Classification and Regression Trees

Classification and Regression Trees

A tree model is very simple to fit and enjoys interpretability. It is also the core component of random forest and boosting. Both trees and random forests can be used for classification and regression problems, although trees are not ideal for regressions problems due to its large bias. There are two main stream of tree models, Classification and Regression Trees (CART, Breiman et al., 1984) and C4.5 [Quinlan, 1994], which is an improvement of the ID3 (Iterative Dichotomiser 3) algorithm. The main difference is to use binary or multiple splits and the criteria of the splitting rule. In fact the splitting rule criteria is probably the most essential part of a tree.

Example: Classification Tree

Let’s generate a model with nonlinear classification rule.

    set.seed(1)
    n = 500
    x1 = runif(n, -1, 1)
    x2 = runif(n, -1, 1)
    y = rbinom(n, size = 1, prob = ifelse(x1^2 + x2^2 < 0.6, 0.9, 0.1))
    
    par(mar=rep(2,4))
    plot(x1, x2, col = ifelse(y == 1, "deepskyblue", "darkorange"), pch = 19)
    symbols(0, 0, circles = sqrt(0.6), add = TRUE, inches = FALSE, cex = 2)

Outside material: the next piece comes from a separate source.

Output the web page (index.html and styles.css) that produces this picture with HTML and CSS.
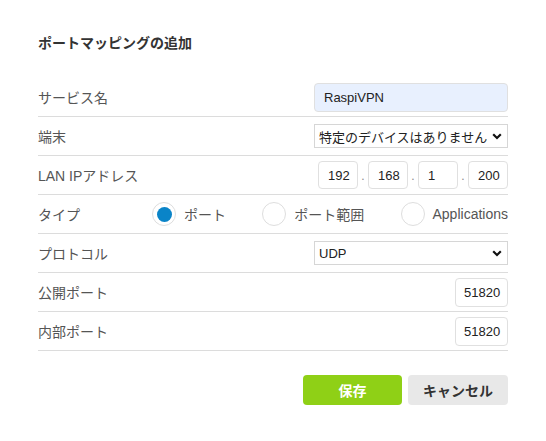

A classification tree model is recursively splitting the feature space such that eventually each region is dominated by one class. We will use rpart as an example to fit trees, which stands for recursively partitioning.

    set.seed(1)
    library(rpart)
    rpart.fit = rpart(as.factor(y)~x1+x2, data = data.frame(x1, x2, y))
    
    # the tree structure    
    par(mar=rep(0.5, 4))
    plot(rpart.fit)
    text(rpart.fit)    

    # if you want to peek into the tree 
    # note that we set cp = 0.012, which is a tuning parameter
    # we will discuss this later
    rpart.fit$cptable
##           CP nsplit rel error    xerror       xstd
## 1 0.17040359      0 1.0000000 1.0000000 0.04984280
## 2 0.14798206      3 0.4843049 0.7264574 0.04692735
## 3 0.01121076      4 0.3363229 0.4484305 0.04010884
## 4 0.01000000      7 0.3004484 0.4035874 0.03852329
    prune(rpart.fit, cp = 0.012)
## n= 500 
## 
## node), split, n, loss, yval, (yprob)
##       * denotes terminal node
## 
##  1) root 500 223 0 (0.55400000 0.44600000)  
##    2) x2< -0.6444322 90   6 0 (0.93333333 0.06666667) *
##    3) x2>=-0.6444322 410 193 1 (0.47073171 0.52926829)  
##      6) x1>=0.6941279 68   8 0 (0.88235294 0.11764706) *
##      7) x1< 0.6941279 342 133 1 (0.38888889 0.61111111)  
##       14) x2>=0.7484327 53   7 0 (0.86792453 0.13207547) *
##       15) x2< 0.7484327 289  87 1 (0.30103806 0.69896194)  
##         30) x1< -0.6903174 51   9 0 (0.82352941 0.17647059) *
##         31) x1>=-0.6903174 238  45 1 (0.18907563 0.81092437) *

The model proceed with the following steps. Note that steps 5 and 6 may not be really beneficial (consider that we know the true model).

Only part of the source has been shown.